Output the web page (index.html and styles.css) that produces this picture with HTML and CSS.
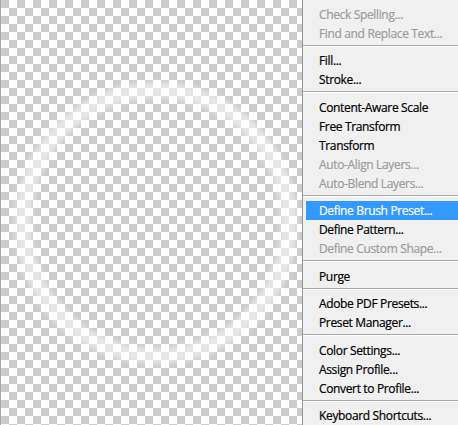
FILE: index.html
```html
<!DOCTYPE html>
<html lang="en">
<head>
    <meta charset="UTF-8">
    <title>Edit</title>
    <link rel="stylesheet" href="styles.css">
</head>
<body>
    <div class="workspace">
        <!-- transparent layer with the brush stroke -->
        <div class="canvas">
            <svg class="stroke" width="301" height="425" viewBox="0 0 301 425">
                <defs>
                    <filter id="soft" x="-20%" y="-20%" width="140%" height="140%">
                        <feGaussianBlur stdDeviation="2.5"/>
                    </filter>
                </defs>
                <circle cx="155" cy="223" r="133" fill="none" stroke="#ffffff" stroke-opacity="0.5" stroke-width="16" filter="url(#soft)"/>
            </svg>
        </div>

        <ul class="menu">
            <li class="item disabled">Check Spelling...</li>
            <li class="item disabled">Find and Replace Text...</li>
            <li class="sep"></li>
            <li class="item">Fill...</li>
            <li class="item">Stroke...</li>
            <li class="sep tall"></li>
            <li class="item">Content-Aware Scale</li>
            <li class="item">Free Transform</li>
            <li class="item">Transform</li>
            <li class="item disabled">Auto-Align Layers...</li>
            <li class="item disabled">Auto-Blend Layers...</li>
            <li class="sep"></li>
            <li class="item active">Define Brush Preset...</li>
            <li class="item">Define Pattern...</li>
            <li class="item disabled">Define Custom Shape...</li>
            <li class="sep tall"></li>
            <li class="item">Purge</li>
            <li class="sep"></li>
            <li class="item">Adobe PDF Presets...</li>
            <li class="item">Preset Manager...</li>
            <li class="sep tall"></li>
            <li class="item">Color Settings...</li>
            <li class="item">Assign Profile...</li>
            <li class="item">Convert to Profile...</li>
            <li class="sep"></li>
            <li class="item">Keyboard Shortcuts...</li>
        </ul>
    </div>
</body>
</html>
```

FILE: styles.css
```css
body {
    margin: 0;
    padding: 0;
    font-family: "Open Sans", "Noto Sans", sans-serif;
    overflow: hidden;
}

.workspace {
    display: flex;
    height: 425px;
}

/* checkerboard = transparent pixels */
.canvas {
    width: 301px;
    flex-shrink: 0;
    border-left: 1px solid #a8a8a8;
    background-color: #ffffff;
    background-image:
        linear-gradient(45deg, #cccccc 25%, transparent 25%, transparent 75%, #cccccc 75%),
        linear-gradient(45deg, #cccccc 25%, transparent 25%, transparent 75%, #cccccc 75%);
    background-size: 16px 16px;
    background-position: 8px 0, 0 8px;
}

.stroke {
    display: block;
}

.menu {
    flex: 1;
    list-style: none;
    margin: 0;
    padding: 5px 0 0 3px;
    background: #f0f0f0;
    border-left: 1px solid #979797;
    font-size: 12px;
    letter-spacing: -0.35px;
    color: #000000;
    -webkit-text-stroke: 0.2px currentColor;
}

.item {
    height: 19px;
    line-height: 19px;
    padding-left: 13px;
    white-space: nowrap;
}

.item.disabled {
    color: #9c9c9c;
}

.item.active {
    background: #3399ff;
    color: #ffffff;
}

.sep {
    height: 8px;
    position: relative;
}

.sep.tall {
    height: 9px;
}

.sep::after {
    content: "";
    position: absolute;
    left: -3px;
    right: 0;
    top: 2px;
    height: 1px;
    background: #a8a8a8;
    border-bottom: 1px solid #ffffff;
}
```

==========

*What needs to be done:* Using the material above, set down every line exactly, but skip the pictures.

*Answer below:*
Output the web page (index.html and styles.css) that produces this picture with HTML and CSS.
FILE: index.html
```html
<!DOCTYPE html>
<html lang="en">
<head>
    <meta charset="UTF-8">
    <title>Edit</title>
    <link rel="stylesheet" href="styles.css">
</head>
<body>
    <div class="workspace">
        <!-- transparent layer with the brush stroke -->
        <div class="canvas">
            <svg class="stroke" width="301" height="425" viewBox="0 0 301 425">
                <defs>
                    <filter id="soft" x="-20%" y="-20%" width="140%" height="140%">
                        <feGaussianBlur stdDeviation="2.5"/>
                    </filter>
                </defs>
                <circle cx="155" cy="223" r="133" fill="none" stroke="#ffffff" stroke-opacity="0.5" stroke-width="16" filter="url(#soft)"/>
            </svg>
        </div>

        <ul class="menu">
            <li class="item disabled">Check Spelling...</li>
            <li class="item disabled">Find and Replace Text...</li>
            <li class="sep"></li>
            <li class="item">Fill...</li>
            <li class="item">Stroke...</li>
            <li class="sep tall"></li>
            <li class="item">Content-Aware Scale</li>
            <li class="item">Free Transform</li>
            <li class="item">Transform</li>
            <li class="item disabled">Auto-Align Layers...</li>
            <li class="item disabled">Auto-Blend Layers...</li>
            <li class="sep"></li>
            <li class="item active">Define Brush Preset...</li>
            <li class="item">Define Pattern...</li>
            <li class="item disabled">Define Custom Shape...</li>
            <li class="sep tall"></li>
            <li class="item">Purge</li>
            <li class="sep"></li>
            <li class="item">Adobe PDF Presets...</li>
            <li class="item">Preset Manager...</li>
            <li class="sep tall"></li>
            <li class="item">Color Settings...</li>
            <li class="item">Assign Profile...</li>
            <li class="item">Convert to Profile...</li>
            <li class="sep"></li>
            <li class="item">Keyboard Shortcuts...</li>
        </ul>
    </div>
</body>
</html>
```

FILE: styles.css
```css
body {
    margin: 0;
    padding: 0;
    font-family: "Open Sans", "Noto Sans", sans-serif;
    overflow: hidden;
}

.workspace {
    display: flex;
    height: 425px;
}

/* checkerboard = transparent pixels */
.canvas {
    width: 301px;
    flex-shrink: 0;
    border-left: 1px solid #a8a8a8;
    background-color: #ffffff;
    background-image:
        linear-gradient(45deg, #cccccc 25%, transparent 25%, transparent 75%, #cccccc 75%),
        linear-gradient(45deg, #cccccc 25%, transparent 25%, transparent 75%, #cccccc 75%);
    background-size: 16px 16px;
    background-position: 8px 0, 0 8px;
}

.stroke {
    display: block;
}

.menu {
    flex: 1;
    list-style: none;
    margin: 0;
    padding: 5px 0 0 3px;
    background: #f0f0f0;
    border-left: 1px solid #979797;
    font-size: 12px;
    letter-spacing: -0.35px;
    color: #000000;
    -webkit-text-stroke: 0.2px currentColor;
}

.item {
    height: 19px;
    line-height: 19px;
    padding-left: 13px;
    white-space: nowrap;
}

.item.disabled {
    color: #9c9c9c;
}

.item.active {
    background: #3399ff;
    color: #ffffff;
}

.sep {
    height: 8px;
    position: relative;
}

.sep.tall {
    height: 9px;
}

.sep::after {
    content: "";
    position: absolute;
    left: -3px;
    right: 0;
    top: 2px;
    height: 1px;
    background: #a8a8a8;
    border-bottom: 1px solid #ffffff;
}
```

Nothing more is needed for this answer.